Weekly News & Analysis: Apr 19, 2025

Weekly Breaking News

NEWS
What Happened This Week

The Producer Price Index (PPI) surprisingly showed costs falling -0.4% in March, led by the decline in food and energy prices. Goods and services both declined in price. Estimates had been for a 0.2% increase.

Many electronic goods, including smartphones and computers, were temporarily exempted from reciprocal tariffs, which dramatically lowers the effective tariff on Chinese imports in total.

Real US economic growth (GDP) is still projected to be positive in the US, with the Bank of America projecting ~1% and the Federal Reserve estimating 1.7%.

While forecasts for global growth have been reduced, the chances of a recession still appear unlikely according to the International Monetary Fund (IMF).

The S&P 500 continues to show at least a short-term downtrend, with the 50-day moving average below the 200-day moving average and the monthly Relative Strength Index (RSI) likely to drop below 50 next month.

 

How I See It

A big key to markets resuming the bull market comes down to the ability for the Trump Administration, along with the Federal Reserve, to manage expectations.

As I’ve said previously, the impact of tariffs on inflation is likely overstated and over feared.

Certain goods would go up in price (perhaps 12%-14% of the goods we purchase as consumers). But less money to spend on other goods would likely mean a fall in demand, leading to prices in other areas slowing or even coming down.

Now that’s not great for the economy, because companies have to make a profit. Smaller profit margins mean greater need to restructure, which often leads to layoffs. And that means potential recession.

But let’s assume the effective tariff rate is around 20% on goods imported to the US. If we import around 12% of our goods and services, then simple math (and this definitely IS oversimplified for illustration) says 12% x 20% = 2.4% potential increase in costs to a consumer’s total spending.

But that’s not likely to happen, because tariffs spark change: in supply chains, in automation and structure of an organization, in willingness to reduce profit margins to compete, in willingness to negotiate for lower tariffs, etc.

In March, the Federal Reserve estimated a 2.7% increase in 2025 for the Personal Consumption Expenditure (PCE), a measure of inflation. That estimate was already accounting for the tariffs on our major trading partners. Maybe the new tariffs announced in April change that number. Let’s say it brings it up to 3.4%.

For someone whose monthly expenses are $5,000, this means they will have to come up with an extra $170 each month by the end of 2025. Of course, this is a speculative estimate.

But let’s also consider what the end game is meant to be here. A huge reason for the tariffs across the board is in order to dramatically lower, or even eliminate, the personal income tax.

A single individual earning $60,000/year, assuming a standard deduction, might pay something like $5,000 in federal taxes for 2025.

If taxes could be cut even $2,000 for someone like this, it potentially puts the money back in the individual’s pocket which pays for the increase in prices.

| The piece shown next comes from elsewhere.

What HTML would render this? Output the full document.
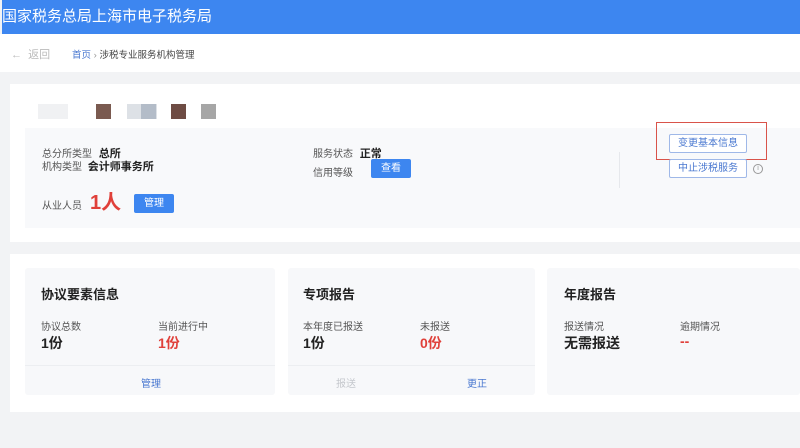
<!DOCTYPE html>
<html><head><meta charset="utf-8"><style>
*{margin:0;padding:0;box-sizing:border-box}
body{width:800px;height:448px;overflow:hidden;background:#f2f3f5;font-family:"Liberation Sans","Noto Sans CJK SC",sans-serif;position:relative;color:#333}
.a{position:absolute;white-space:nowrap}
.hdr{left:2px;top:0;width:798px;height:34px;background:#3d86f0;color:#fff;font-size:15px;line-height:34px;padding-left:0}
.bc{left:0;top:34px;width:800px;height:38px;background:#fff}
.btn{background:#3d86f0;color:#fff;font-size:10px;text-align:center;border-radius:2px}
.obtn{border:1px solid #9fb8e8;color:#4a78d0;font-size:10px;text-align:center;background:#fff;border-radius:2px}
.card{background:#f7f8fa;border-radius:3px}
.lbl{font-size:10px;color:#555}
.val{font-size:14px;font-weight:bold;color:#222}
.red{color:#e0403a}
.lnk{font-size:10px;color:#4a78d0}
</style></head><body>
<div class="a hdr">国家税务总局上海市电子税务局</div>
<div class="a bc"></div>
<div class="a" style="left:11px;top:46px;font-size:11px;color:#bbb">←&nbsp; 返回</div>
<div class="a" style="left:72px;top:47px;font-size:9.5px;color:#4a78d0">首页 <span style="color:#999">›</span> <span style="color:#444">涉税专业服务机构管理</span></div>

<div class="a" style="left:10px;top:84px;width:790px;height:158px;background:#fff"></div>
<div class="a" style="left:38px;top:104px;width:30px;height:15px;background:#f0f1f3"></div>
<div class="a" style="left:96px;top:104px;width:15px;height:15px;background:#7a5a50"></div>
<div class="a" style="left:127px;top:104px;width:30px;height:15px;background:#dde1e6"></div>
<div class="a" style="left:141px;top:104px;width:15px;height:15px;background:#b3bcc8"></div>
<div class="a" style="left:171px;top:104px;width:15px;height:15px;background:#6e4c44"></div>
<div class="a" style="left:201px;top:104px;width:15px;height:15px;background:#a6a6a6"></div>
<div class="a" style="left:25px;top:128px;width:775px;height:100px;background:#f8f9fb"></div>
<div class="a lbl" style="left:42px;top:145px">总分所类型 <b style="font-size:11px;color:#222;margin-left:4px">总所</b></div>
<div class="a lbl" style="left:42px;top:158px">机构类型 <b style="font-size:11px;color:#222;margin-left:3px">会计师事务所</b></div>
<div class="a lbl" style="left:42px;top:197px">从业人员</div>
<div class="a red" style="left:90px;top:186px;font-size:20px;font-weight:bold">1人</div>
<div class="a btn" style="left:134px;top:194px;width:40px;height:19px;line-height:19px">管理</div>
<div class="a lbl" style="left:313px;top:145px">服务状态 <b style="font-size:11px;color:#222;margin-left:4px">正常</b></div>
<div class="a lbl" style="left:313px;top:164px">信用等级</div>
<div class="a btn" style="left:371px;top:159px;width:40px;height:19px;line-height:19px">查看</div>
<div class="a" style="left:619px;top:152px;width:1px;height:36px;background:#e6e8ec"></div>
<div class="a obtn" style="left:669px;top:134px;width:78px;height:19px;line-height:17px">变更基本信息</div>
<div class="a" style="left:656px;top:122px;width:111px;height:38px;border:1.5px solid #d9534a"></div>
<div class="a obtn" style="left:669px;top:159px;width:78px;height:19px;line-height:17px">中止涉税服务</div>
<div class="a" style="left:753px;top:164px;width:10px;height:10px;border:1px solid #999;border-radius:50%;font-size:7px;line-height:8px;text-align:center;color:#999">i</div>

<div class="a" style="left:10px;top:254px;width:790px;height:158px;background:#fff"></div>
<div class="a card" style="left:25px;top:268px;width:250px;height:127px"></div>
<div class="a card" style="left:288px;top:268px;width:247px;height:127px"></div>
<div class="a card" style="left:547px;top:268px;width:253px;height:127px"></div>
<div class="a" style="left:25px;top:365px;width:250px;height:1px;background:#eceef1"></div>
<div class="a" style="left:288px;top:365px;width:247px;height:1px;background:#eceef1"></div>

<div class="a" style="left:41px;top:284px;font-size:13px;font-weight:bold;color:#222">协议要素信息</div>
<div class="a lbl" style="left:41px;top:318px">协议总数</div>
<div class="a lbl" style="left:158px;top:318px">当前进行中</div>
<div class="a val" style="left:41px;top:333px">1份</div>
<div class="a val red" style="left:158px;top:333px">1份</div>
<div class="a lnk" style="left:141px;top:375px">管理</div>

<div class="a" style="left:303px;top:284px;font-size:13px;font-weight:bold;color:#222">专项报告</div>
<div class="a lbl" style="left:303px;top:318px">本年度已报送</div>
<div class="a lbl" style="left:420px;top:318px">未报送</div>
<div class="a val" style="left:303px;top:333px">1份</div>
<div class="a val red" style="left:420px;top:333px">0份</div>
<div class="a lnk" style="left:336px;top:375px;color:#c5c8cd">报送</div>
<div class="a lnk" style="left:467px;top:375px">更正</div>

<div class="a" style="left:564px;top:284px;font-size:13px;font-weight:bold;color:#222">年度报告</div>
<div class="a lbl" style="left:564px;top:318px">报送情况</div>
<div class="a lbl" style="left:680px;top:318px">逾期情况</div>
<div class="a val" style="left:564px;top:333px">无需报送</div>
<div class="a val red" style="left:680px;top:333px">--</div>
</body></html>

Now in reality, things rarely turn out this straightforward. Companies adjust prices based on demand, salaries might adjust either way for the change in income tax structure, etc. There are plenty of other ways this could end. The real question is whether there is a real chance at success in restructuring the economy in such a dramatic way that sustains itself over time.

For now, my prediction is that markets will likely continue to see more downside for at least another month, though it could carry on until July or August if big surprises to economic rules become the expected norm.

Downside potential from here? I would be surprised if there were more than 12%-13% drop from this point, unless expectations plummeted so badly that a recession was induced. Upside? I think over the next 12 months, it stands a chance at 15%-30%.

So in my opinion, unless someone is a short- to intermediate-term investor, weighting the odds in favor of growth means staying the course and waiting out the volatility for the days when market optimism returns.